Baca Juga: Loyo, Rupiah Spot Melemah 0,32% ke Rp 15.570 Per Dolar AS Pada Rabu (10/1)
Di Asia, lanjut Ibrahim, data pada hari Selasa menunjukkan inflasi inti di ibukota Jepang melambat untuk bulan kedua berturut-turut pada bulan Desember. Ini mengurangi tekanan pada Bank of Japan (BoJ) untuk segera keluar dari kebijakan moneter ultra-longgarnya.
Dari domestik, pasar merespon negatif rilis Bank Dunia yang memperkirakan ekonomi global akan melambat ke 2,4% pada tahun ini dibandingkan 2,6% pada 2023. Selain itu, ekonomi dunia diperkirakan hanya akan tumbuh sebesar 2,7% pada 2025, proyeksi tersebut lebih rendah dibandingkan pada Juni lalu yakni 3,0%.
Bank Dunia juga mengingatkan adanya risiko besar untuk pertumbuhan ke depan dari konflik di Timur Tengah, gangguan di pasar komoditas, mahalnya ongkos pinjaman, bengkaknya utang, melandainya ekonomi China, inflasi yang masih tinggi, serta perubahan iklim yang ekstrim.
Sementara untuk Indonesia, Bank Dunia mempertahankan proyeksi pertumbuhan untuk tahun ini di angka 4,9%. Namun, mereka memangkas proyeksi 2025 menjadi 4,9%, dari 5,0% pada proyeksi Juni lalu.
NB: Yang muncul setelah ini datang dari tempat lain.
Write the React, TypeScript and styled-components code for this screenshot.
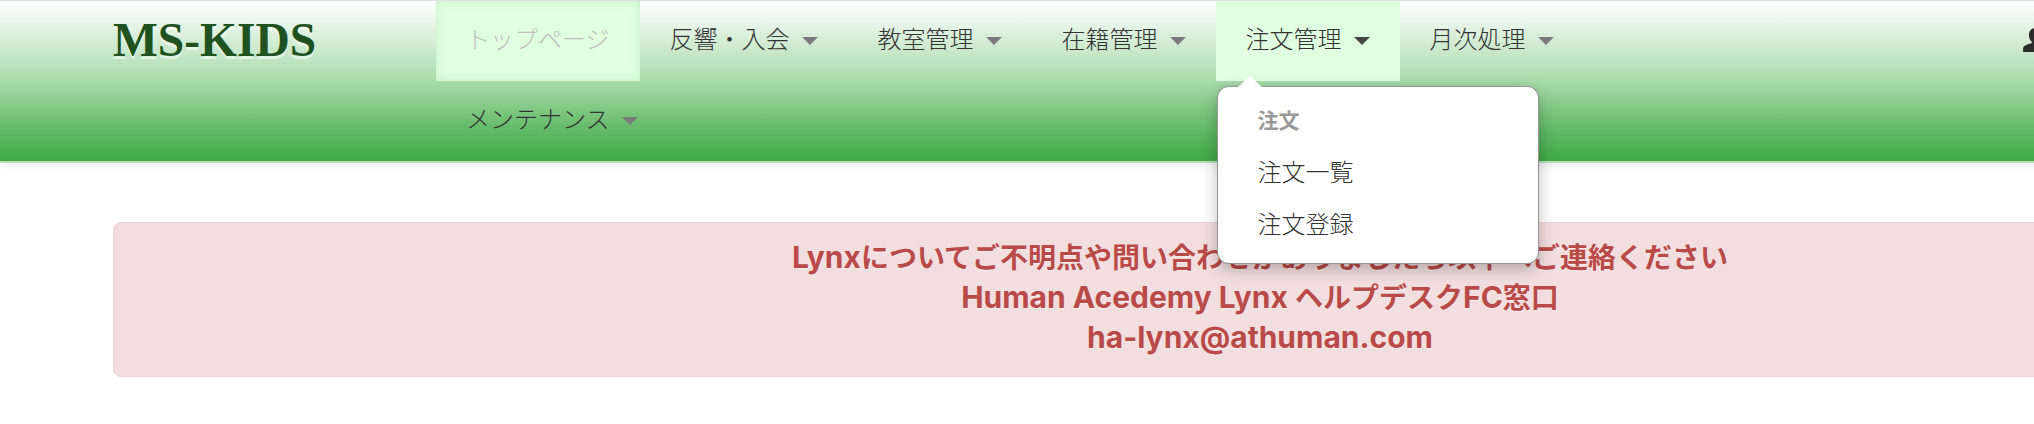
import React from 'react';
import styled, { createGlobalStyle } from 'styled-components';

const GlobalStyle = createGlobalStyle`
  html, body {
    margin: 0;
    padding: 0;
    background: #fff;
    overflow: hidden;
  }
  body {
    font-family: 'Inter', 'Noto Sans CJK JP', sans-serif;
    color: #333;
  }
`;

const Page = styled.div`
  width: 2520px;
`;

const Header = styled.header`
  display: flex;
  align-items: flex-start;
  height: 160px;
  padding-left: 113px;
  border-top: 1px solid #dcdfe3;
  border-bottom: 2px solid #b5deb6;
  box-sizing: content-box;
  background: linear-gradient(to bottom, #ffffff 0%, #a9dbab 50%, #63ba68 80%, #3fa845 100%);
  box-shadow: 0 1px 10px rgba(0, 0, 0, 0.1);
`;

const Logo = styled.a`
  flex: 0 0 323px;
  height: 80px;
  line-height: 79px;
  font-family: 'Liberation Serif', serif;
  font-size: 47.500px;
  font-weight: 700;
  color: #1f521e;
  text-shadow: 0 3px 0 rgba(255, 255, 255, 0.55);
`;

const Nav = styled.nav`
  flex: 0 0 1200px;
  display: flex;
  flex-wrap: wrap;
  position: relative;
`;

const NavItem = styled.a<{ $state?: 'current' | 'open' }>`
  height: 80px;
  line-height: 74px;
  padding: 0 30px;
  font-size: 24px;
  font-family: 'Noto Sans CJK JP', sans-serif;
  font-weight: 300;
  white-space: nowrap;
  color: ${(p) => (p.$state === 'current' ? '#bdbdbd' : '#333')};
  background: ${(p) => (p.$state ? '#e0ffe0' : 'transparent')};
  box-shadow: ${(p) => (p.$state === 'current' ? 'inset 0 0 10px rgba(120, 190, 120, 0.25)' : 'none')};
  position: relative;
`;

const Caret = styled.span<{ $dark?: boolean }>`
  display: inline-block;
  margin-left: 12px;
  vertical-align: middle;
  border-left: 8px solid transparent;
  border-right: 8px solid transparent;
  border-top: 8px solid ${(p) => (p.$dark ? '#444' : '#7a7a7a')};
`;

const Dropdown = styled.div`
  position: absolute;
  top: 85px;
  left: 1px;
  width: 322px;
  height: 178px;
  box-sizing: border-box;
  padding: 11px 0;
  background: #fff;
  border: 1px solid rgba(0, 0, 0, 0.42);
  border-radius: 12px;
  box-shadow: 0 5px 16px rgba(0, 0, 0, 0.25);
  z-index: 10;
  &::before {
    content: '';
    position: absolute;
    top: -11px;
    left: 20px;
    width: 0;
    height: 0;
    border-left: 12px solid transparent;
    border-right: 12px solid transparent;
    border-bottom: 11px solid #fff;
  }
`;

const DropdownHeader = styled.div`
  height: 47px;
  line-height: 42px;
  padding-left: 40px;
  font-size: 21px;
  font-weight: 700;
  color: #999;
  font-family: 'Noto Sans CJK JP', sans-serif;
`;

const DropdownLink = styled.a`
  display: block;
  height: 52px;
  line-height: 52px;
  padding-left: 40px;
  font-size: 24px;
  font-weight: 300;
  color: #333;
  font-family: 'Noto Sans CJK JP', sans-serif;
`;

const UserIcon = styled.svg`
  flex: none;
  margin: 26px 0 0 386px;
  width: 26px;
  height: 26px;
  fill: #2b2b2b;
`;

const Content = styled.main`
  padding: 59px 113px 0;
`;

const Alert = styled.div`
  padding: 15px 0 18px;
  background: #f2dede;
  border: 1px solid #eed3d7;
  border-radius: 8px;
  text-align: center;
  font-size: 28px;
  line-height: 40px;
  font-weight: 700;
  color: #b94a48;
  text-shadow: 0 1px 0 rgba(255, 255, 255, 0.5);
`;

const Latin = styled.span`
  font-size: 30px;
  line-height: 1;
`;

const App = () => (
  <Page>
    <GlobalStyle />
    <Header>
      <Logo>MS-KIDS</Logo>
      <Nav>
        <NavItem $state="current">トップページ</NavItem>
        <NavItem>反響・入会<Caret /></NavItem>
        <NavItem>教室管理<Caret /></NavItem>
        <NavItem>在籍管理<Caret /></NavItem>
        <NavItem $state="open">
          注文管理<Caret $dark />
          <Dropdown>
            <DropdownHeader>注文</DropdownHeader>
            <DropdownLink>注文一覧</DropdownLink>
            <DropdownLink>注文登録</DropdownLink>
          </Dropdown>
        </NavItem>
        <NavItem>月次処理<Caret /></NavItem>
        <NavItem>メンテナンス<Caret /></NavItem>
      </Nav>
      <UserIcon viewBox="0 0 24 24">
        <path d="M12 1c3.600 0 5.600 2.700 5.600 6.300 0 2.700-1 4.900-2.600 6v1.800c3.400.8 8 2.400 8 4.400V23H1v-3.500c0-2 4.600-3.600 8-4.400v-1.800C7.400 12.200 6.400 10 6.400 7.300 6.400 3.700 8.400 1 12 1z" />
      </UserIcon>
    </Header>
    <Content>
      <Alert>
        <Latin>Lynx</Latin>についてご不明点や問い合わせがありましたら以下へご連絡ください
        <br />
        <Latin>Human Acedemy Lynx </Latin>ヘルプデスク<Latin>FC</Latin>窓口
        <br />
        <Latin>ha-lynx@athuman.com</Latin>
      </Alert>
    </Content>
  </Page>
);

export default App;
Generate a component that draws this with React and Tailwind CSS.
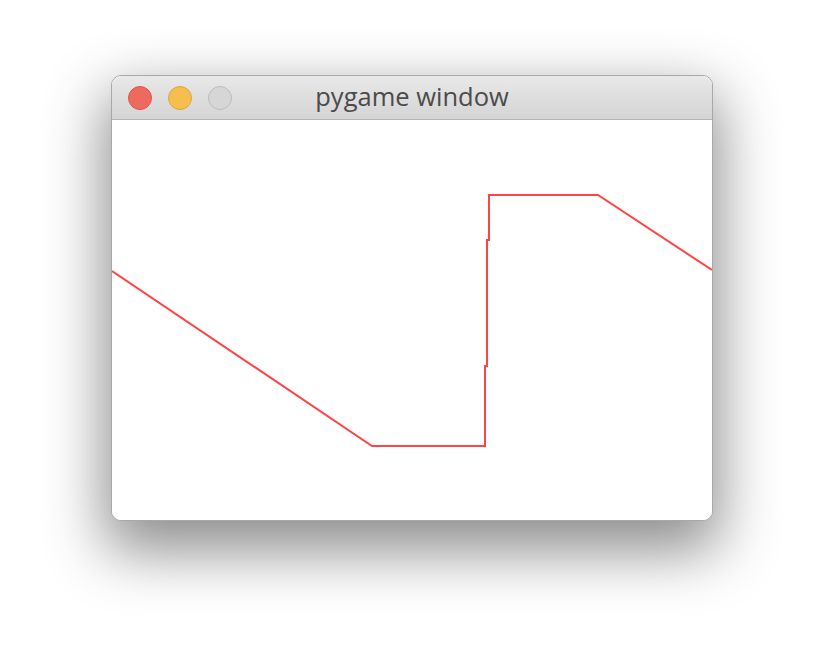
const wave = [
  [0, 151], [260, 326], [373, 326], [373, 246], [375, 246], [375, 120],
  [377, 120], [377, 75], [486, 75], [600, 150],
];

function TrafficLights() {
  return (
    <div className="absolute left-[16px] top-[10px] flex gap-4">
      <span className="w-6 h-6 rounded-full bg-[#ee6a5f] border border-[#d6574b]" />
      <span className="w-6 h-6 rounded-full bg-[#f6be4f] border border-[#dca640]" />
      <span className="w-6 h-6 rounded-full bg-[#d6d6d6] border border-[#bdbdbd]" />
    </div>
  );
}

export default function App() {
  return (
    <div className="w-[824px] h-[668px] bg-white pt-[75px]">
      <div className="mx-auto w-[602px] rounded-[10px] border border-[#a8a8a8] overflow-hidden shadow-[0_24px_60px_6px_rgba(0,0,0,0.45)] bg-white">
        {/* title bar */}
        <div className="relative h-[44px] bg-gradient-to-b from-[#e9e9e9] to-[#d4d4d4] border-b border-[#b4b4b4] flex items-center justify-center">
          <TrafficLights />
          <span className="text-[25.5px] leading-none text-[#4b4b4b] pb-[2px]" style={{ fontFamily: '"Open Sans", sans-serif' }}>
            pygame window
          </span>
        </div>

        {/* canvas */}
        <svg width="600" height="400" viewBox="0 0 600 400" className="block">
          <rect width="600" height="400" fill="#ffffff" />
          <polyline
            points={wave.map(([x, y]) => `${x},${y}`).join(' ')}
            fill="none"
            stroke="#ff3a3a"
            strokeWidth="2"
            strokeOpacity="0.95"
          />
        </svg>
      </div>
    </div>
  );
}
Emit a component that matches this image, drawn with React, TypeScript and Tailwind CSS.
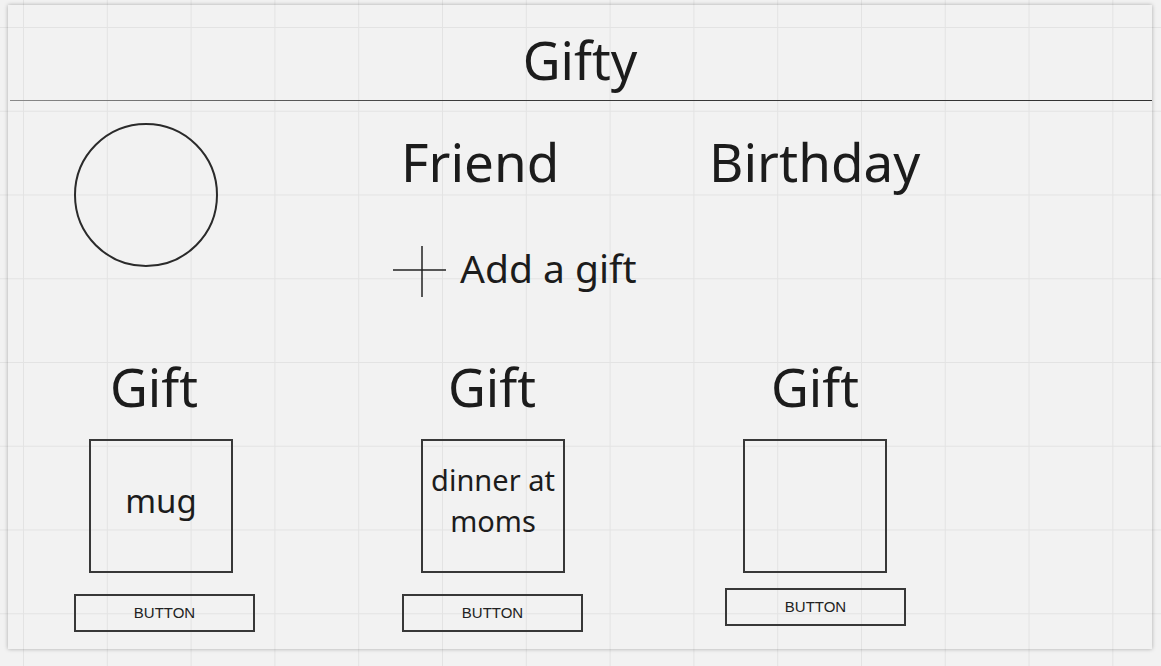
import React from 'react';

const font = { fontFamily: '"Noto Sans", "Open Sans", sans-serif' };

const Btn: React.FC<{ top: string }> = ({ top }) => (
  <div
    className={`${top} w-[181px] h-[38px] border-2 border-[#383838] flex items-center justify-center text-[15px] text-[#222] font-['Liberation_Sans',Arial,sans-serif]`}
  >
    BUTTON
  </div>
);

export default function App() {
  return (
    <div
      style={font}
      className="w-[1161px] h-[666px] overflow-hidden bg-[#f2f2f2] bg-[linear-gradient(to_right,#e3e3e3_1px,transparent_1px),linear-gradient(to_bottom,#e3e3e3_1px,transparent_1px)] bg-[size:83.8px_83.75px] bg-[position:23px_27px] pl-[8px] pt-[5px] text-[#1c1c1c]"
    >
      <div className="w-[1144px] h-[644px] shadow-[0_0_4px_rgba(0,0,0,0.3)] flex flex-col">
        {/* header */}
        <div className="pt-[29px] text-[52px] leading-none text-center">Gifty</div>
        <div className="mt-[14px] ml-[2px] h-px bg-[linear-gradient(to_right,#8a8a8a,#3a3a3a_40%,#333)]" />

        {/* friend row */}
        <div className="flex mt-[22px]">
          <div className="ml-[66px] w-[144px] h-[144px] rounded-full border-2 border-[#2a2a2a] shrink-0" />
          <div className="ml-[175px] flex flex-col">
            <div className="flex mt-[12px] ml-[8px] text-[53px] leading-none">
              <span className="w-[308px]">Friend</span>
              <span>Birthday</span>
            </div>
            <div className="flex mt-[58px]">
              <svg width="53" height="51" viewBox="0 0 53 51" className="shrink-0">
                <line x1="0" y1="24" x2="53" y2="24" stroke="#222" strokeWidth="1.5" />
                <line x1="29" y1="0" x2="29" y2="51" stroke="#222" strokeWidth="1.5" />
              </svg>
              <span className="ml-[14px] mt-[2px] text-[39px] leading-none">Add a gift</span>
            </div>
          </div>
        </div>

        {/* gifts */}
        <div className="flex mt-[64px]">
          <div className="ml-[66px] w-[181px] flex flex-col">
            <span className="ml-[36px] text-[52px] leading-none">Gift</span>
            <div className="mt-[26px] ml-[15px] w-[144px] h-[134px] border-2 border-[#383838] flex items-center justify-center pb-[10px] text-[33px]">
              mug
            </div>
            <Btn top="mt-[21px]" />
          </div>
          <div className="ml-[147px] w-[181px] flex flex-col">
            <span className="ml-[46px] text-[52px] leading-none">Gift</span>
            <div className="mt-[26px] ml-[19px] w-[144px] h-[134px] border-2 border-[#383838] flex items-center justify-center pb-[12px] text-[29px] leading-[41px] text-center">
              dinner at<br />moms
            </div>
            <Btn top="mt-[21px]" />
          </div>
          <div className="ml-[142px] w-[181px] flex flex-col">
            <span className="ml-[46px] text-[52px] leading-none">Gift</span>
            <div className="mt-[26px] ml-[18px] w-[144px] h-[134px] border-2 border-[#383838]" />
            <Btn top="mt-[15px]" />
          </div>
        </div>
      </div>
    </div>
  );
}
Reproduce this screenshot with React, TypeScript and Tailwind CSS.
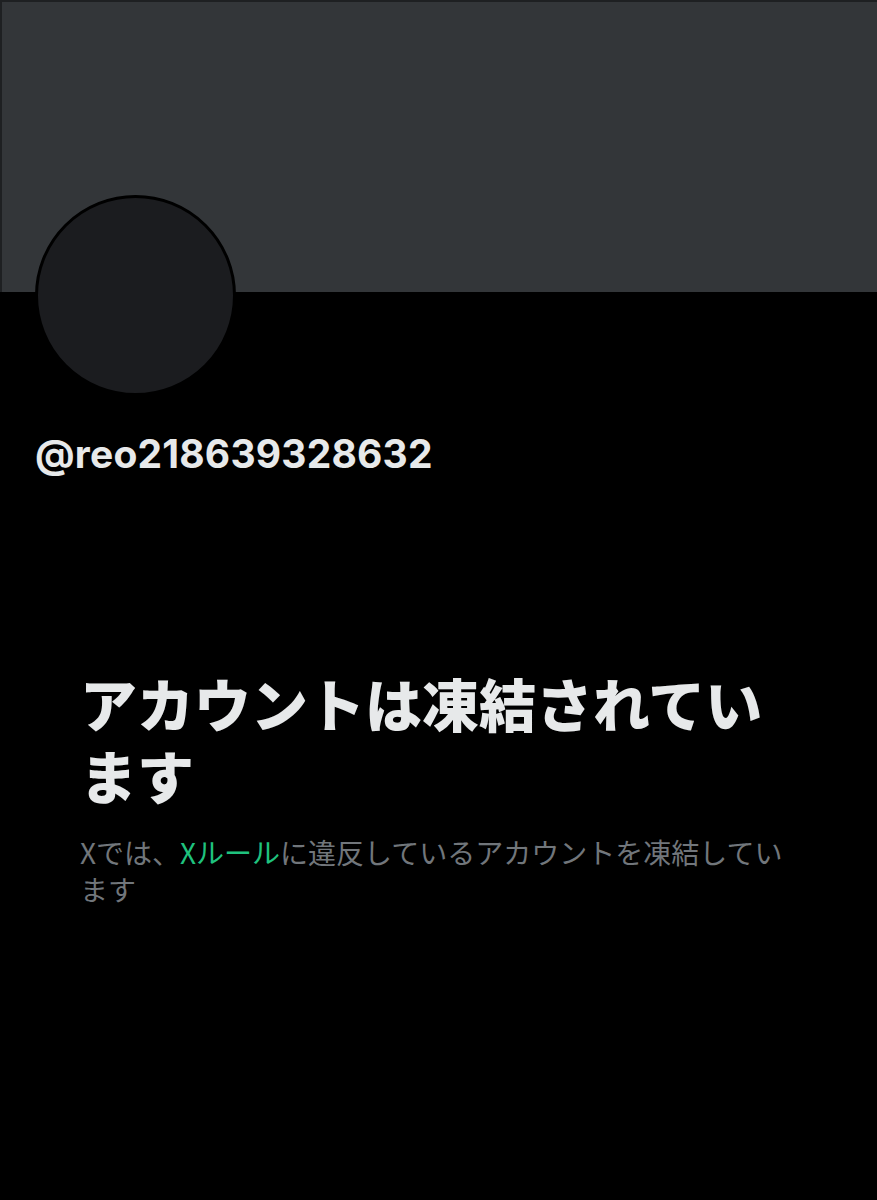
export default function App() {
  return (
    <div className="min-h-[1200px] w-full bg-black" style={{ fontFamily: '"Noto Sans CJK JP", "Noto Sans", sans-serif' }}>
      <div className="h-[292px] w-full border-l-2 border-t-2 border-[#1e2022] bg-[#333639]" />
      <div className="px-[35px]">
        <div className="-mt-[97px] size-[201px] rounded-full border-[3px] border-black bg-[#1b1c1f]" />
        <p className="mt-[35px] text-[39px] font-bold leading-[46px] tracking-[0.2px] text-[#e7e9ea]" style={{ fontFamily: "Inter, sans-serif" }}>
          @reo218639328632
        </p>
      </div>
      <div className="px-[80px] pt-[189px]">
        <h1 className="text-[57px] font-black leading-[72px] text-[#e7e9ea]">アカウントは凍結されています</h1>
        <p className="mt-[24px] text-[28px] leading-[37px] text-[#71767b]">
          Xでは、<span className="text-[#1fc27e]">Xルール</span>に違反しているアカウントを凍結しています
        </p>
      </div>
    </div>
  );
}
Proyeksi bank dunia tidak sejalan dari proyeksi pemerintah sebesar 5,2%.
Ibrahim menyebutkan, salah satu kesulitan mencapai target pertumbuhan yang dipatok pemerintah yaitu Indonesia tidak akan lagi mendapat berkah dari lonjakan harga komoditas untuk tahun ini dan tahun depan. Sehingga, hal itu akan berpengaruh terhadap ekspor impor serta melandainya ekonomi China sebagai salah satu mitra bisnis terbesarnya.
Ibrahim memperkirakan rupiah kemungkinan bergerak fluktuatif, namun ditutup melemah pada perdagangan Kamis (11/1). Mata uang Garuda diprediksi bergerak dalam rentang Rp 15.550 – Rp 15.600 per dolar AS.